Speaking with The Guardian at the weekend, the National Public Relations Officer of the Nigeria Customs Service (NCS), Abdullahi Maiwada, said the NCS is strengthening its oversight operations in the zones across the country and that as the lead agency in the special business hubs, it is up to speed with enforcement of the rules.

“Our primary function in these zones is to ensure that goods brought in undergo value addition, and when they are exported into Nigerian territory, the appropriate duty is calculated based on this value addition,” Maiwada stated.

To enhance efficiency, Maiwada said that the NCS has restructured its operational framework by unbundling existing commands, establishing the Ogun 2 Command, which now focuses on monitoring the Guangdong Free Trade Zone and other FTZ within Ogun, ensuring compliance with laws and preventing smuggling.

Similarly, the creation of Port Harcourt 3 Command, he said, is to oversee oil and gas free trade zones and ensure stricter enforcement of customs laws in oil and gas free trade zones. He said the NCS has set up a high-level investigative committee to assess operations within free trade zones in Kano.

He revealed that the committee has also been given a week’s deadline to evaluate activities, identify potential fraud and submit findings and recommendations for better enforcement.

RESPONDING, the Nigeria Export Processing Zones Authority (NEPZA) dismissed the claim of sharp practices and tax evasion, saying most firms follow “due process” and comply with the laws. It however asked NCS to take full responsibility for monitoring the tax obligations of the operators.

The Head of Corporate Communications NEPZA, Dr Martins Odeh, dismissed the allegation that companies operating in the zones divert goods meant for export to the Nigerian market without paying relevant duties. He refuted the claims during a telephone conversation yesterday.

He insisted that most companies within the FTZs adhere to due process and that any claims suggesting otherwise are false.

“All those stories people are hearing that enterprises in free trade zones bring in goods into the Nigerian customs territory without payment are false. The majority of them follow due process,” Odeh stated.

He emphasised that goods brought into the Nigerian market from free zones are treated as considered exports and that regulatory agencies such as the NCS are responsible for ensuring compliance.

“The customs services and all other agencies responsible for checking these activities should do their job. If they are not checking, then they are failing in their responsibilities,” Odeh said.

EARLIER, the Comptroller General of the NCS, Adewale Adeniyi, accused companies in the zones of violating the law regulating their operations.

Adeniyi stated this during the House of Representatives public hearing on the tax reform bills organised by the Committee on Finance. His statement was in response to an allegation by the Nigerian Chambers of Commerce, Industries, Mines and Agriculture (NACCIMA) that tax and levies are imposed on companies operating in FTZ by Customs.

“The sticky issue over the years has been the compliance of free trade zone operators with the provisions of the law. The law allows them to import every manufacturing input they need, 100 per cent sometimes, including things that are prohibited into the customs territory…

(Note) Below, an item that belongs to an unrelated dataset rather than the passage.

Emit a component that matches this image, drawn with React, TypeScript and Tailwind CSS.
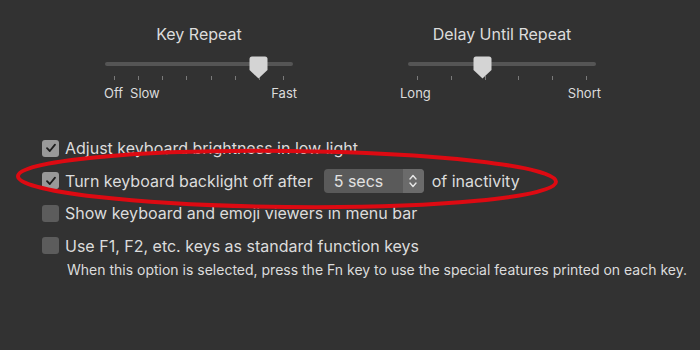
import React from "react";

function Thumb({ left }: { left: number }) {
  return (
    <svg
      className="absolute top-[-6px]"
      style={{ left }}
      width="19"
      height="23"
      viewBox="0 0 19 23"
    >
      <path
        d="M3 0.5 H16 Q18.5 0.5 18.5 3 V14 L9.5 22.5 L0.5 14 V3 Q0.5 0.5 3 0.5 Z"
        fill="#d4d4d4"
      />
    </svg>
  );
}

function Slider({
  title,
  ticks,
  thumb,
  labels,
}: {
  title: string;
  ticks: number;
  thumb: number;
  labels: React.ReactNode;
}) {
  return (
    <div className="flex w-[188px] flex-col">
      <div className="text-center text-[16px] leading-[20px] text-[#dcdcdc]">{title}</div>
      <div className="relative mt-[18px] h-[4px] rounded-full bg-[#555555]">
        <Thumb left={thumb} />
      </div>
      <div className="mt-[10px] flex h-[4px] justify-between px-[9px]">
        {Array.from({ length: ticks }).map((_, i) => (
          <div key={i} className="h-[4px] w-[1px] bg-[#7a7a7a]" />
        ))}
      </div>
      <div className="mt-[5px] flex text-[13px] leading-[16px] text-[#dcdcdc]">{labels}</div>
    </div>
  );
}

function Check({ checked }: { checked: boolean }) {
  return checked ? (
    <div className="flex h-[17px] w-[17px] shrink-0 items-center justify-center rounded-[3px] bg-[#999999]">
      <svg width="12" height="12" viewBox="0 0 12 12">
        <path d="M2 6.2 L4.8 9 L10 2.6" fill="none" stroke="#1e1e1e" strokeWidth="1.8" strokeLinecap="round" strokeLinejoin="round" />
      </svg>
    </div>
  ) : (
    <div className="h-[17px] w-[17px] shrink-0 rounded-[3px] bg-[#5c5c5c]" />
  );
}

export default function App() {
  return (
    <div
      className="relative h-[350px] w-[700px] overflow-hidden bg-[#323232] text-[#dcdcdc]"
      style={{ fontFamily: "Inter, 'Noto Sans', sans-serif" }}
    >
      <div className="flex pl-[105px] pt-[24px]">
        <Slider
          title="Key Repeat"
          ticks={8}
          thumb={144}
          labels={
            <>
              <span className="-ml-[1px]">Off</span>
              <span className="ml-[7px]">Slow</span>
              <span className="-mr-[4px] ml-auto">Fast</span>
            </>
          }
        />
        <div className="w-[115px]" />
        <Slider
          title="Delay Until Repeat"
          ticks={6}
          thumb={65}
          labels={
            <>
              <span className="-ml-[8px]">Long</span>
              <span className="-mr-[5px] ml-auto">Short</span>
            </>
          }
        />
      </div>

      <div className="mt-[31px] flex flex-col pl-[42px] text-[16px]">
        <div className="flex h-[32.5px] items-center gap-[6px]">
          <Check checked />
          <span>Adjust keyboard brightness in low light</span>
        </div>
        <div className="flex h-[32.5px] items-center gap-[6px]">
          <Check checked />
          <span>Turn keyboard backlight off after</span>
          <div className="ml-[5px] flex h-[24px] w-[100px] overflow-hidden rounded-[4px] bg-[#5a5a5a]">
            <div className="flex flex-1 items-center pl-[10px] text-[#e2e2e2]">5 secs</div>
            <div className="flex w-[21px] items-center justify-center bg-[#6b6b6b]">
              <svg width="10" height="16" viewBox="0 0 10 16">
                <path d="M2 6 L5 2.5 L8 6" fill="none" stroke="#e6e6e6" strokeWidth="1.4" strokeLinecap="round" strokeLinejoin="round" />
                <path d="M2 10 L5 13.5 L8 10" fill="none" stroke="#e6e6e6" strokeWidth="1.4" strokeLinecap="round" strokeLinejoin="round" />
              </svg>
            </div>
          </div>
          <span className="ml-[2px]">of inactivity</span>
        </div>
        <div className="flex h-[32.5px] items-center gap-[6px]">
          <Check checked={false} />
          <span>Show keyboard and emoji viewers in menu bar</span>
        </div>
        <div className="flex h-[32.5px] items-center gap-[6px]">
          <Check checked={false} />
          <span>Use F1, F2, etc. keys as standard function keys</span>
        </div>
        <div className="pl-[25px] text-[14px] leading-[16px]">
          When this option is selected, press the Fn key to use the special features printed on each key.
        </div>
      </div>

      <svg className="pointer-events-none absolute inset-0" width="700" height="350">
        <ellipse cx="287" cy="179" rx="269" ry="28" fill="none" stroke="#dd0a12" strokeWidth="4" transform="rotate(0.6 287 179)" />
      </svg>
    </div>
  );
}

“I think there was a need to produce all the services we can provide to the local markets. From the local market to the federal market the regulations of change allow them to export 25 per cent of volume and factory into the local market, into the local customs territory and subject to extant laws affecting goods that are imported into Nigeria. I cannot stand here and tell you that this has been observed absolutely at full compliance,” Adeniyi told the lawmakers.